How can organizing your finances reduce financial stress?
Organizing your finances reduces stress by eliminating uncertainty and creating predictability. When income is clearly divided into categories such as bills, savings, and personal spending, there is less anxiety about whether expenses can be covered. A well-organized financial system also prevents missed payments, overdrafts, and last-minute financial emergencies, allowing individuals to feel more in control of their money.
What is the best method to allocate income each month?
The best method for allocating income depends on personal circumstances, but popular approaches include percentage-based systems, priority-based budgeting, and automated allocation. These methods focus on covering essential expenses first, paying yourself through savings, and then allocating remaining funds for discretionary spending. Automation plays a key role in ensuring consistency and reducing the mental effort required to manage money.
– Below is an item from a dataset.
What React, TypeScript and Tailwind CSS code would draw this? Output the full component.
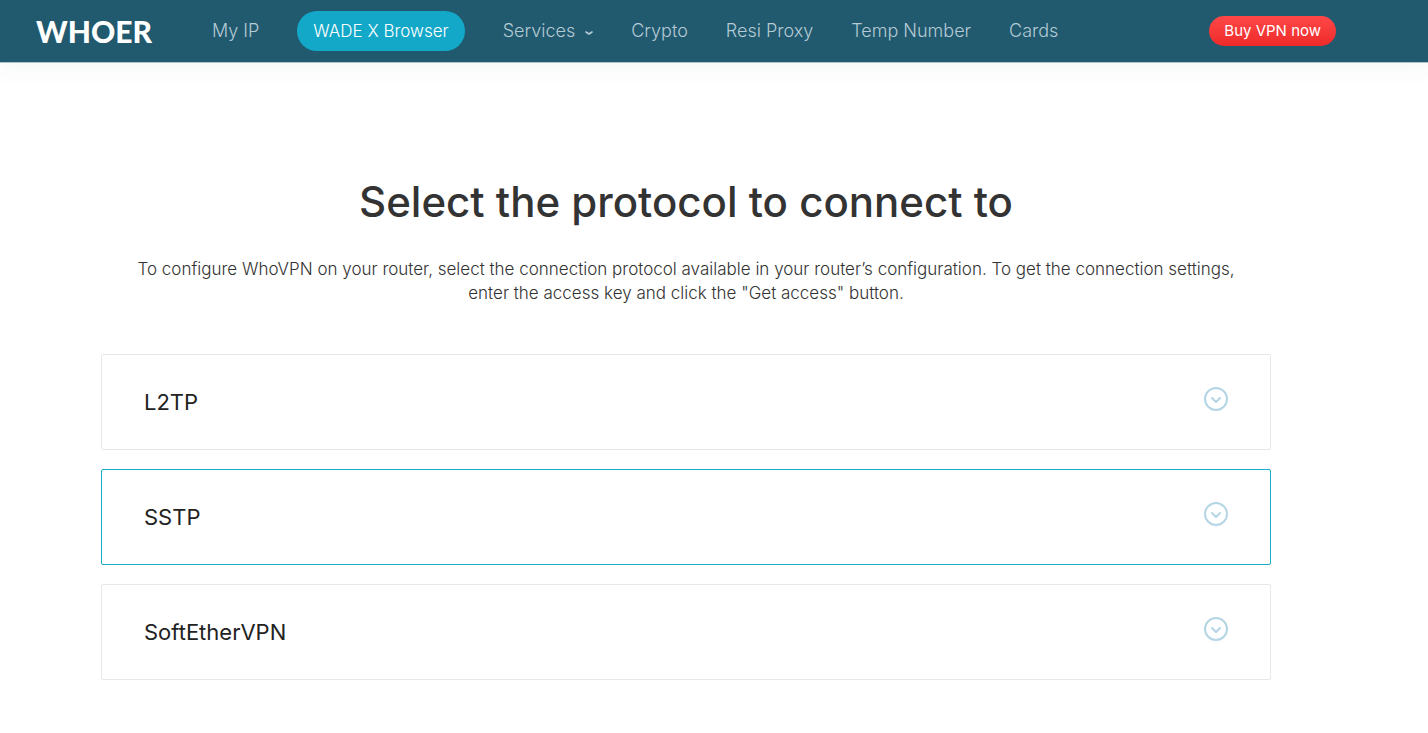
import { useState } from 'react';

const navLinks = ['Crypto', 'Resi Proxy', 'Temp Number', 'Cards'];

const protocols = [
  { id: 'l2tp', name: 'L2TP' },
  { id: 'sstp', name: 'SSTP' },
  { id: 'softether', name: 'SoftEtherVPN' },
];

const CircleChevron = () => (
  <svg
    className="h-6 w-6 shrink-0"
    viewBox="0 0 24 24"
    fill="none"
    stroke="#b5d5e4"
    strokeWidth="2"
    strokeLinecap="round"
    strokeLinejoin="round"
    aria-hidden="true"
  >
    <circle cx="12" cy="12" r="11" />
    <path d="M8 11l4 4 4-4" />
  </svg>
);

const Header = () => (
  <header className="flex h-[63px] items-center border-b border-[#adc3ce] bg-[#21596f] pr-[92px] pl-9 shadow-[0_4px_20px_4px_rgba(30,70,60,0.04)]">
    <a href="#" className="font-['Lato',sans-serif] text-[30px] leading-10 font-black text-white">
      WHOER
    </a>
    <nav className="ml-15 flex items-center gap-[38px] text-[18px] leading-6 font-light whitespace-nowrap text-[#b4cad4]">
      <a href="#">My IP</a>
      <a href="#" className="rounded-full bg-[#13a8c8] px-4 py-2 text-[17px] text-white">
        WADE X Browser
      </a>
      <button type="button" className="flex items-center gap-2.5">
        Services
        <svg
          className="mt-1 h-2 w-2"
          viewBox="0 0 8 8"
          fill="none"
          stroke="currentColor"
          strokeWidth="1.6"
          strokeLinecap="round"
          strokeLinejoin="round"
          aria-hidden="true"
        >
          <path d="M1 3l3 2 3-2" />
        </svg>
      </button>
      {navLinks.map((link) => (
        <a key={link} href="#">
          {link}
        </a>
      ))}
    </nav>
    <a
      href="#"
      className="ml-auto rounded-full bg-linear-to-b from-[#ff4747] to-[#ee2929] px-[15px] py-[3px] text-[15px] leading-6 whitespace-nowrap text-white"
    >
      Buy VPN now
    </a>
  </header>
);

export default function App() {
  const [active, setActive] = useState('sstp');

  return (
    <div className="min-h-screen bg-white font-['Inter',sans-serif] text-[#333333]">
      <Header />
      <main className="pr-14 pb-12">
        <div className="mx-auto max-w-[1170px] pt-[111px]">
          <h1 className="text-center text-[42px] leading-14 font-medium">
            Select the protocol to connect to
          </h1>
          <p className="mt-[27px] text-center text-[17px] leading-6 font-light">
            To configure WhoVPN on your router, select the connection protocol available in your
            router’s configuration. To get the connection settings,
            <br />
            enter the access key and click the "Get access" button.
          </p>

          {/* Protocol list */}
          <div className="mt-[49px] flex flex-col gap-[19px]">
            {protocols.map((protocol) => (
              <button
                key={protocol.id}
                type="button"
                onClick={() => setActive(protocol.id)}
                className={`flex w-full cursor-pointer items-start justify-between rounded-xs border px-[42px] py-8 text-left outline-none ${
                  active === protocol.id ? 'border-[#1caccb]' : 'border-[#e8e8e8]'
                }`}
              >
                <span className="text-[22px] leading-[30px] text-[#222222]">{protocol.name}</span>
                <CircleChevron />
              </button>
            ))}
          </div>
        </div>
      </main>
    </div>
  );
}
How much should be allocated to savings and investments?
There is no universal rule, but a common recommendation is to allocate at least a portion of income to savings before spending on non-essentials. For many people, starting with a modest percentage and increasing it over time is more sustainable than aiming for aggressive targets immediately. The most important factor is making savings a non-negotiable part of monthly money distribution.
Can you organize your finances without tracking every expense?
Yes, it is possible to organize finances without tracking every expense in detail. High-level systems that focus on fixed allocations, automated transfers, and spending limits by category can be effective without constant monitoring. These systems reduce decision fatigue while still providing structure and accountability.